Is this a North Market or a maximum-security prison?

Historic, world-famous St. Lawrence Market needs a new North Market building to replace the temporary garage it’s been forced to use for decades. That priority that has been abandoned by an amalgamated city hall that considers our Downtown a place to dump what the ruling suburbs think doesn’t suit their own residential neighbourhoods.

For the better part of its two centuries of existence, St. Lawrence Market has had a mirror building on the site of the North Market. The insanity of “urban renewal” in the 1960s saw much of our city’s most stunning architecture bashed to dust and replaced by mediocrity, as The Bulletin’s Associate Editor, Historian Bruce Bell, details in most editions.

Now there’s a city budget to fix that but the proposed replacement on an historic site in St. Lawrence Neighbourhood that is a part of historic Old Town Toronto would run over the budget. So no go.

And an opportunity is born to find a less-ordinary solution that actually hearkens to our history on that historic site rather than the prisonesque structure arranged largely by city bureaucrats.

City hall bureaucrats, many of whom don’t even live near here, dominated a “citizen” consultation on a new North Market that existed for a number of years before new bureaucrats took charge.

There is still time to save our neighbourhood the embarrassment of this awful chunk of architecture where the North Market should be.

In that pre-amalgamation committee it was proposed to create a tunnel beneath Market Street to underground facilities beneath the new North Market for trucks that service the two St. Lawrence Markets (North and South). Car parking would also be accessed via the tunnel.  Further, there would be a pedestrian tunnel leading between the two buildings so the awkward pedestrian crossings at Front Street would be diminished.“Nope,” said the bureaucrats.
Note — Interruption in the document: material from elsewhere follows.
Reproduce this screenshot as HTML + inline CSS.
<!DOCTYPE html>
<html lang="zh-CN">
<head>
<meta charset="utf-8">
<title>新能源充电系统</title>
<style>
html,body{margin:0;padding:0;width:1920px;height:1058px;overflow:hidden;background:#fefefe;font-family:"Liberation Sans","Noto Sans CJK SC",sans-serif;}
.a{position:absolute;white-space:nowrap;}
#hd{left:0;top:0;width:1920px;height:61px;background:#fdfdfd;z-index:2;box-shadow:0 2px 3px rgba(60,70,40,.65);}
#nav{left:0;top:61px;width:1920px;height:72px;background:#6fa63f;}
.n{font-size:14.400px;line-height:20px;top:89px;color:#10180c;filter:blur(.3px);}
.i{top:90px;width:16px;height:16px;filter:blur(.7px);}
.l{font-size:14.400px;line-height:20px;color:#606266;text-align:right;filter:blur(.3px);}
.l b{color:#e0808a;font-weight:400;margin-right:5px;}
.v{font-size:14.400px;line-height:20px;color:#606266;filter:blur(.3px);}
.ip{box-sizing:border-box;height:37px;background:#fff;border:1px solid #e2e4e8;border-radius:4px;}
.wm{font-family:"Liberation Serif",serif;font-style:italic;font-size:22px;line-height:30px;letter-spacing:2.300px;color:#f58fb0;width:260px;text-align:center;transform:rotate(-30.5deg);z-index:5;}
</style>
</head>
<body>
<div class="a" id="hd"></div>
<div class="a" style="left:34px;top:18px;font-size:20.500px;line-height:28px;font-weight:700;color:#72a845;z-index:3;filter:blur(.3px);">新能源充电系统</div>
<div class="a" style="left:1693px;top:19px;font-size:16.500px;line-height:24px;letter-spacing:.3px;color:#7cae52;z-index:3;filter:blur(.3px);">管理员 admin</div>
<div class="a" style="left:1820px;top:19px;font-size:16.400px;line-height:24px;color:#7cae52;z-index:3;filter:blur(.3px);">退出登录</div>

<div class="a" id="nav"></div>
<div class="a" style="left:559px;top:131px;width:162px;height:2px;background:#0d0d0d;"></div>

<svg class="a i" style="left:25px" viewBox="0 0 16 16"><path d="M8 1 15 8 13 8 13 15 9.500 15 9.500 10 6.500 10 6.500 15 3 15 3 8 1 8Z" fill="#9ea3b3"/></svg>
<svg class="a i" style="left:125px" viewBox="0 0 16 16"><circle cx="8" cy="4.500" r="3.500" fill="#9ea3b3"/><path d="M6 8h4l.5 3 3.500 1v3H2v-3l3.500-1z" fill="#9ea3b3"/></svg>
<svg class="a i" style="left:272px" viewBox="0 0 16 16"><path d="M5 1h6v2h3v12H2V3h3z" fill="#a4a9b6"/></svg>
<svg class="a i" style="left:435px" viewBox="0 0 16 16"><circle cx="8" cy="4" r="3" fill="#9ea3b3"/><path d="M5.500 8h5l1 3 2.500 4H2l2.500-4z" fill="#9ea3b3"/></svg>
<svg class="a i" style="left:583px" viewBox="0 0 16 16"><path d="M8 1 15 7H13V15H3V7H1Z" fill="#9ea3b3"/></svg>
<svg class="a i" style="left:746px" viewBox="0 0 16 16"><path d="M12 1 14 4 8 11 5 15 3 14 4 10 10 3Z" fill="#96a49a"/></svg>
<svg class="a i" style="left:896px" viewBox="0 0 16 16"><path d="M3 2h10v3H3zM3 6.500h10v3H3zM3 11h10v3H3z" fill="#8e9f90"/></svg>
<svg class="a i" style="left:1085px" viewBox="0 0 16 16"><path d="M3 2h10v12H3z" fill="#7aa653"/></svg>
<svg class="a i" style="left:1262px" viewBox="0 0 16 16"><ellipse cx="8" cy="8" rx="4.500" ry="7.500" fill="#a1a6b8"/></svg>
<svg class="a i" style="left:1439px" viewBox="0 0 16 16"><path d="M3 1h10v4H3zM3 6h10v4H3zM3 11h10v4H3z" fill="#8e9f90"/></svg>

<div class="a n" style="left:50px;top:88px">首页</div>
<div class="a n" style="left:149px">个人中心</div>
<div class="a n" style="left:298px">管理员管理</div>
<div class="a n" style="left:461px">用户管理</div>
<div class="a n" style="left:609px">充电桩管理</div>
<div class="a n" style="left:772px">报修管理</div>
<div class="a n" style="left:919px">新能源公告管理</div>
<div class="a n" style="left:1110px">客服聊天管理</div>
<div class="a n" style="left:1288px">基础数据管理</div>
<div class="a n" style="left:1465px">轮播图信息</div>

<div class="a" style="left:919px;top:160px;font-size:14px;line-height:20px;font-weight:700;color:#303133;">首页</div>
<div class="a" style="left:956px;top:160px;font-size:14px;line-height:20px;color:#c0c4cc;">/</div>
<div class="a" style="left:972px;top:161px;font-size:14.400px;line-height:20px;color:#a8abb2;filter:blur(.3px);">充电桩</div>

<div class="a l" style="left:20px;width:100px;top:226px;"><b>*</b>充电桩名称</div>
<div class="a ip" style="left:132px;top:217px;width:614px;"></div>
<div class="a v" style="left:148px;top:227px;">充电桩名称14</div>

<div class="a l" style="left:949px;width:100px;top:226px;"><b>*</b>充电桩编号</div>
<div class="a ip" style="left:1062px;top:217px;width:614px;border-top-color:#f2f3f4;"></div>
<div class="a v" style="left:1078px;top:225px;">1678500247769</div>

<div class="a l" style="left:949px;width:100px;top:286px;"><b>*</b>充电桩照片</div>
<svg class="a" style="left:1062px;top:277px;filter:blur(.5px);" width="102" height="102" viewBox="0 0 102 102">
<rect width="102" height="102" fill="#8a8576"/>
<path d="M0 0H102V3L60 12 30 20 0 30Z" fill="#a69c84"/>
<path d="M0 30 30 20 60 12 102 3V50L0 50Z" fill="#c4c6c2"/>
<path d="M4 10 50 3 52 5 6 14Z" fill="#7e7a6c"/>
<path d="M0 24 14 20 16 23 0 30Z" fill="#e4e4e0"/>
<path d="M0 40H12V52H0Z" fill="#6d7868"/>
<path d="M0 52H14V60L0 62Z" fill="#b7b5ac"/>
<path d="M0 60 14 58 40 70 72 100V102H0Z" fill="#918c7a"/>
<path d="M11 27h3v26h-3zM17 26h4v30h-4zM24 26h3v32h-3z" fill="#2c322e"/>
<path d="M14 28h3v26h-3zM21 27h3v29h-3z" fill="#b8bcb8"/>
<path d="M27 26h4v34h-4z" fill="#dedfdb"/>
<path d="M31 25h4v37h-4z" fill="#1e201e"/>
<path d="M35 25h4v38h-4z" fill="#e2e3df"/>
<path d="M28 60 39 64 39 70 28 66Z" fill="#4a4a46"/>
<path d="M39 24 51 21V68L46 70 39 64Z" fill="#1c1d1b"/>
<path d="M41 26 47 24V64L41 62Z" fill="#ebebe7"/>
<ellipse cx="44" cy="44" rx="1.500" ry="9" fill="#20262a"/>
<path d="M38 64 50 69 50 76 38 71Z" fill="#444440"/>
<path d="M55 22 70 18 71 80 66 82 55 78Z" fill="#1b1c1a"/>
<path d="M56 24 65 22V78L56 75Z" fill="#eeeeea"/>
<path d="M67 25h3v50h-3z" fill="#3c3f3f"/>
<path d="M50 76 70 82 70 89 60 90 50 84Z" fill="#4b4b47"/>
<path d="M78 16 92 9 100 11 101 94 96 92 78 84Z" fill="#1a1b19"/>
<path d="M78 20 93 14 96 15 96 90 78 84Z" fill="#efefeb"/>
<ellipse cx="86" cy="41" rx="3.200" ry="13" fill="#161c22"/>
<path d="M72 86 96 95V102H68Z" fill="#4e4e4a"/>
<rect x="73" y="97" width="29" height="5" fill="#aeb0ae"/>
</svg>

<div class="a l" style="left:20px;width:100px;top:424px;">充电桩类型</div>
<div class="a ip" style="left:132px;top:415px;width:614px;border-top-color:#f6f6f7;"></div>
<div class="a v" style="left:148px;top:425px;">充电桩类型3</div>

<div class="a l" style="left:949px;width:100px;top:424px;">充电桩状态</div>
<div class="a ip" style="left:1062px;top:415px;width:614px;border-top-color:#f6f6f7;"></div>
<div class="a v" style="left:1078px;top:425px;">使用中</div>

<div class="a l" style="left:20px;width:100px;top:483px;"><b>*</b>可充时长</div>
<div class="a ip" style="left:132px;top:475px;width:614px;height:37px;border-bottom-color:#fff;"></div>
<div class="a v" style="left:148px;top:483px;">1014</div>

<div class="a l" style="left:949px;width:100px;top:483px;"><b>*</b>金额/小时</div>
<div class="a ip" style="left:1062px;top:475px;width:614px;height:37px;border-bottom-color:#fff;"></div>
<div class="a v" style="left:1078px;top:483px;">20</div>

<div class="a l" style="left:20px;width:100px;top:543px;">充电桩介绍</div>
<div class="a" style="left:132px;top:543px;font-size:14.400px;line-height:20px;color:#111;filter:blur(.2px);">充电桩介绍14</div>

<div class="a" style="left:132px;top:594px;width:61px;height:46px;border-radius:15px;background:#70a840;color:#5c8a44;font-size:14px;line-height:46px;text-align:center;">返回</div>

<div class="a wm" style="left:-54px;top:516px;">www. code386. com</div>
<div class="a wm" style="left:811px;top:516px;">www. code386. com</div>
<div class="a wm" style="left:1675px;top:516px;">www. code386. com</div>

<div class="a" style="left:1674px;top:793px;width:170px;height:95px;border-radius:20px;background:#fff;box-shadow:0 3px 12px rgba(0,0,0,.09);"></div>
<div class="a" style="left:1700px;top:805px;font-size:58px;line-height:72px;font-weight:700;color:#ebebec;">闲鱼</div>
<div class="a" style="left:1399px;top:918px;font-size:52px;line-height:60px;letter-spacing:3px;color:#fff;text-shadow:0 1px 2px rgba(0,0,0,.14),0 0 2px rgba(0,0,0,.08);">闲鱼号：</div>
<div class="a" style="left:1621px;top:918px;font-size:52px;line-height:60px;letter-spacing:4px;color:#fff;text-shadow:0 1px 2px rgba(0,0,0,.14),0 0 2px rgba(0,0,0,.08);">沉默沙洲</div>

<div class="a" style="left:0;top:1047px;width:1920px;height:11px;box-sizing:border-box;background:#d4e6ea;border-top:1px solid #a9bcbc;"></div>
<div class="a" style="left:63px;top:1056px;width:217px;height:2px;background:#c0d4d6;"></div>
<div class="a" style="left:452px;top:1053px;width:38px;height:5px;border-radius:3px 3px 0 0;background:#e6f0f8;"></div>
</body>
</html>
At $10 million to re-jig the water and sewer lines beneath Front Street it’s just too dear.

The city hall Silos (separate departments and facilities) that often compete with each other for your tax money dominated the latter stages of the “consultation” with local residents. They decided that asking foreigners to get involved with our historic neighbourhood would be a really neat thing. So an “international competition” was set up and the “red” plan was selected. That’s the one you see on this page.
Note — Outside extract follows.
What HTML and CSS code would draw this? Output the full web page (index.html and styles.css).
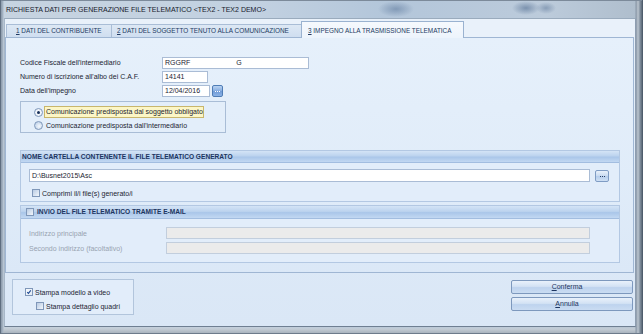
FILE: index.html
```html
<!DOCTYPE html>
<html lang="it">
<head>
<meta charset="utf-8">
<title>Richiesta dati</title>
<link rel="stylesheet" href="styles.css">
</head>
<body>
<div class="window">
  <div class="titlebar">RICHIESTA DATI PER GENERAZIONE FILE TELEMATICO &lt;TEX2 - TEX2 DEMO&gt;</div>
  <div class="client">
    <div class="tabs">
      <div class="tab tab1"><u>1</u> DATI DEL CONTRIBUENTE</div>
      <div class="tab tab2"><u>2</u> DATI DEL SOGGETTO TENUTO ALLA COMUNICAZIONE</div>
      <div class="tab tab3 active"><u>3</u> IMPEGNO ALLA TRASMISSIONE TELEMATICA</div>
    </div>
    <div class="panel">
      <div class="fields">
        <div class="label">Codice Fiscale dell'intermediario</div>
        <div class="input w-cf">RGGRF<span class="redact"></span>G</div>
        <div class="label">Numero di iscrizione all'albo dei C.A.F.</div>
        <div class="input w-caf">14141</div>
        <div class="label">Data dell'impegno</div>
        <div class="date-row">
          <div class="input w-date">12/04/2016</div>
          <div class="dots-btn blue"><span></span><span></span><span></span></div>
        </div>
      </div>

      <div class="radiobox">
        <div class="radio-row">
          <span class="radio checked"></span>
          <span class="focus-label">Comunicazione predisposta dal soggetto obbligato</span>
        </div>
        <div class="radio-row">
          <span class="radio"></span>
          <span class="plain-label">Comunicazione predisposta dall'intermediario</span>
        </div>
      </div>

      <div class="section sec1">
        <div class="sec-head">NOME CARTELLA CONTENENTE IL FILE TELEMATICO GENERATO</div>
        <div class="sec-body">
          <div class="path-row">
            <div class="input w-path">D:\Busnet2015\Asc</div>
            <div class="dots-btn light"><span></span><span></span><span></span></div>
          </div>
          <div class="check-row">
            <span class="checkbox"></span>
            <span>Comprimi il/i file(s) generato/i</span>
          </div>
        </div>
      </div>

      <div class="section sec2">
        <div class="sec-head with-check"><span class="checkbox"></span>INVIO DEL FILE TELEMATICO TRAMITE E-MAIL</div>
        <div class="sec-body mail">
          <div class="mail-row">
            <span class="dis-label">Indirizzo principale</span>
            <div class="input disabled w-mail"></div>
          </div>
          <div class="mail-row">
            <span class="dis-label">Secondo indirizzo (facoltativo)</span>
            <div class="input disabled w-mail"></div>
          </div>
        </div>
      </div>
    </div>

    <div class="footer">
      <div class="printbox">
        <div class="check-row pr1">
          <span class="checkbox checked"><svg viewBox="0 0 8 8" width="8" height="8"><path d="M1.6 4.2 L3.2 5.8 L6.4 1.8" fill="none" stroke="#1f4a93" stroke-width="1.4"/></svg></span>
          <span>Stampa modello a video</span>
        </div>
        <div class="check-row pr2">
          <span class="checkbox"></span>
          <span>Stampa dettaglio quadri</span>
        </div>
      </div>
      <div class="buttons">
        <div class="btn"><u>C</u>onferma</div>
        <div class="btn"><u>A</u>nnulla</div>
      </div>
    </div>
  </div>
</div>
</body>
</html>
```

FILE: styles.css
```css
* { box-sizing: border-box; }
html, body { margin: 0; padding: 0; }
body {
  width: 643px;
  height: 334px;
  overflow: hidden;
  font-family: "Liberation Sans", Arial, sans-serif;
  font-size: 7px;
  color: #1b2432;
  background: #b8c3ce;
}
.window {
  width: 643px;
  height: 334px;
  display: flex;
  flex-direction: column;
  border-left: 1px solid #5f6e80;
  border-right: 1px solid #4f5d6d;
  border-bottom: 1px solid #6d7b8b;
  background:
    linear-gradient(90deg, #8a99aa 0, #a9b7c6 2px, rgba(200,212,224,0) 3px),
    linear-gradient(270deg, #5d6a78 0, #8391a0 2px, #bcc6d0 4px, #8896a6 6px, rgba(140,155,170,0) 7px),
    linear-gradient(0deg, #a9b4bf 0, #c3ccd5 4px, rgba(190,200,210,0) 7px),
    radial-gradient(ellipse 18px 8px at 395px 9px, rgba(70,100,140,0.45), rgba(70,100,140,0) 100%),
    radial-gradient(ellipse 14px 7px at 525px 8px, rgba(60,90,130,0.5), rgba(60,90,130,0) 100%),
    radial-gradient(ellipse 10px 6px at 545px 8px, rgba(60,90,130,0.4), rgba(60,90,130,0) 100%),
    linear-gradient(90deg, #c6d3e0 0%, #c2d1e1 40%, #b3c6da 60%, #bccbdb 85%, #aebdcc 100%);
}
.titlebar {
  height: 18px;
  line-height: 18px;
  padding-left: 5px;
  font-size: 7px;
  color: #16202c;
  white-space: nowrap;
  border-top: 1px solid #7c8a9a;
}
.client {
  flex: 1;
  margin: 0 6px 6px 3px;
  display: flex;
  flex-direction: column;
  background: linear-gradient(180deg, #e6eff9 0%, #dfebf8 50%, #dae7f6 100%);
  border-top: 1px solid #9aabbd;
  border-left: 1px solid #a7b7c8;
  border-right: 1px solid #8d9db0;
  border-bottom: 1px solid #6f7f92;
}
.tabs {
  height: 18px;
  display: flex;
  align-items: flex-end;
  padding-left: 1px;
  background: #e9f1fa;
}
.tab {
  height: 13px;
  line-height: 12px;
  font-size: 6.4px;
  color: #213a62;
  white-space: nowrap;
  background: linear-gradient(180deg, #dde8f4, #cfdef0);
  border: 1px solid #a9bdd6;
  border-bottom: none;
  margin-right: -1px;
}
.tab u { text-decoration: underline; }
.tab1 { width: 106px; padding-left: 9px; }
.tab2 { width: 191px; padding-left: 5px; }
.tab3 { width: 163px; padding-left: 6px; }
.tab.active {
  line-height: 17px;
  background: linear-gradient(180deg, #f6f9fd, #edf4fc);
  border-color: #9ab2d0;
  position: relative;
  z-index: 1;
  margin-bottom: -1px;
  height: 17px;
}
.panel {
  height: 236px;
  margin: 0 1px 0 0;
  border: 1px solid #9fb6d3;
  background: linear-gradient(180deg, #e6f0fb 0%, #e0ecf9 60%, #dbe8f7 100%);
  padding: 19px 0 0 14px;
}
.fields {
  display: grid;
  grid-template-columns: 142px auto;
  row-gap: 2px;
  align-items: center;
}
.label { line-height: 12px; }
.input {
  height: 12px;
  line-height: 10px;
  background: #fff;
  border: 1px solid #aabcd5;
  padding-left: 2px;
  font-size: 7px;
  color: #1b2432;
  white-space: nowrap;
}
.w-cf { width: 147px; }
.redact { display: inline-block; width: 46px; }
.w-caf { width: 46px; }
.w-date { width: 48px; }
.date-row { display: flex; gap: 2px; align-items: center; }
.dots-btn {
  width: 11px;
  height: 12px;
  border-radius: 2px;
  display: flex;
  align-items: center;
  justify-content: center;
  gap: 1px;
  padding-top: 1px;
}
.dots-btn span { width: 1px; height: 1px; }
.dots-btn.blue {
  border: 1px solid #4f7db6;
  background: linear-gradient(180deg, #b9d3f1 0%, #86ace0 50%, #6f9ad6 51%, #8cb3e6 100%);
}
.dots-btn.blue span { background: #ffffff; }
.dots-btn.light {
  width: 14px;
  border: 1px solid #7f9cc4;
  background: linear-gradient(180deg, #e9f1fb 0%, #c9dbf1 50%, #b5cdec 51%, #cfe0f4 100%);
}
.dots-btn.light span { background: #2a3f63; }

.radiobox {
  width: 206px;
  height: 32px;
  margin-top: 4px;
  border: 1px solid #a9bdd6;
  background: #e3eefa;
  padding: 4px 0 0 13px;
  display: flex;
  flex-direction: column;
  gap: 1px;
}
.radio-row { display: flex; align-items: center; height: 12px; }
.radio {
  width: 9px;
  height: 9px;
  border-radius: 50%;
  border: 1px solid #7f98ba;
  background: radial-gradient(circle at 60% 60%, #f4f8fc 0, #c6d7ec 70%, #a9c2e2 100%);
  display: flex;
  align-items: center;
  justify-content: center;
  margin-right: 1px;
}
.radio.checked { background: radial-gradient(circle, #ffffff 0, #e1e9f3 100%); }
.radio.checked::after {
  content: "";
  width: 3px;
  height: 3px;
  border-radius: 50%;
  background: #18305a;
}
.focus-label {
  height: 12px;
  line-height: 10px;
  padding: 0 1px;
  background: #fcf6c6;
  border: 1px solid #c8b66c;
  width: 160px;
  white-space: nowrap;
}
.plain-label { padding-left: 2px; white-space: nowrap; }

.section {
  width: 600px;
  border: 1px solid #b3c8e3;
  background: #e2edfa;
}
.sec1 { margin-top: 17px; height: 52px; }
.sec2 { margin-top: 3px; height: 58px; }
.sec-head {
  height: 12px;
  line-height: 12px;
  font-weight: bold;
  font-size: 6.6px;
  color: #1c355f;
  padding-left: 1px;
  border-bottom: 1px solid #a2bde0;
  background: linear-gradient(180deg, #d4e4f6 0%, #bcd3ee 45%, #aac6e9 55%, #c2d8f2 100%);
  white-space: nowrap;
}
.sec-head.with-check {
  height: 13px;
  display: flex;
  align-items: center;
  padding-left: 5px;
  gap: 3px;
}
.sec-body { padding: 6px 0 0 8px; }
.path-row { display: flex; align-items: center; gap: 5px; }
.w-path { width: 561px; height: 13px; line-height: 11px; }
.check-row {
  display: flex;
  align-items: center;
  gap: 2px;
  height: 10px;
  margin-top: 6px;
  margin-left: 3px;
  white-space: nowrap;
}
.checkbox {
  width: 8px;
  height: 8px;
  border: 1px solid #7f97b9;
  background: linear-gradient(135deg, #b9cbe3 0%, #dbe5f2 60%, #f2f6fb 100%);
  display: inline-flex;
  align-items: center;
  justify-content: center;
  flex: none;
}
.checkbox.checked {
  background: linear-gradient(135deg, #f6f9fc, #e3ebf5);
}
.checkbox svg { display: block; }
.sec-body.mail { padding: 8px 0 0 8px; display: flex; flex-direction: column; gap: 3px; }
.mail-row { display: flex; align-items: center; height: 12px; }
.dis-label { width: 137px; color: #98a3b1; white-space: nowrap; }
.input.disabled { background: #ebebeb; border-color: #c2cedd; }
.w-mail { width: 424px; }

.footer {
  flex: 1;
  display: flex;
  justify-content: space-between;
  align-items: flex-start;
  padding: 6px 2px 0 7px;
}
.printbox {
  width: 122px;
  height: 36px;
  border: 1px solid #b2c5dc;
  background: #e2edfa;
  padding-top: 7px;
}
.printbox .check-row { margin-top: 0; }
.pr1 { margin-left: 12px !important; height: 10px; }
.pr2 { margin-left: 23px !important; margin-top: 4px !important; height: 10px; }
.buttons {
  display: flex;
  flex-direction: column;
  gap: 3px;
  padding-top: 1px;
}
.btn {
  width: 122px;
  height: 14px;
  line-height: 12px;
  text-align: center;
  font-size: 7px;
  color: #1d3560;
  border: 1px solid #7d98bd;
  border-radius: 2px;
  background: linear-gradient(180deg, #e9f1fb 0%, #d3e2f4 45%, #bed3ee 55%, #cadcf2 100%);
  padding-right: 10px;
}
```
To top it off, the proposed North Market would contain a cop station, courts, judges, clerks, lawyers, defendants, the whole unhappy law’n order ball of …

Understandably, some Market merchants just want their new building even if it is a parody of what should be built. Some local merchants agree: Just build something!

But many people, like ex-Mayor John Sewell, consider the “red” plan a monstrous mistake.

Probably $1 million-plus has been blown on this mess already. A smaller structure that actually augments the historic nature of the St. Lawrence Market Neighbourhood portion of Old Town Toronto could be built for a lot less.

St. Lawrence Market is, first and foremost, a food market populated strictly by small vendors. For over two centuries. It’s not a food market for chains. Also it’s a market for small vendors of small things that people can carry away. You can’t buy an insurance policy or a chain-link fence there. Not yet. Nor should you ever.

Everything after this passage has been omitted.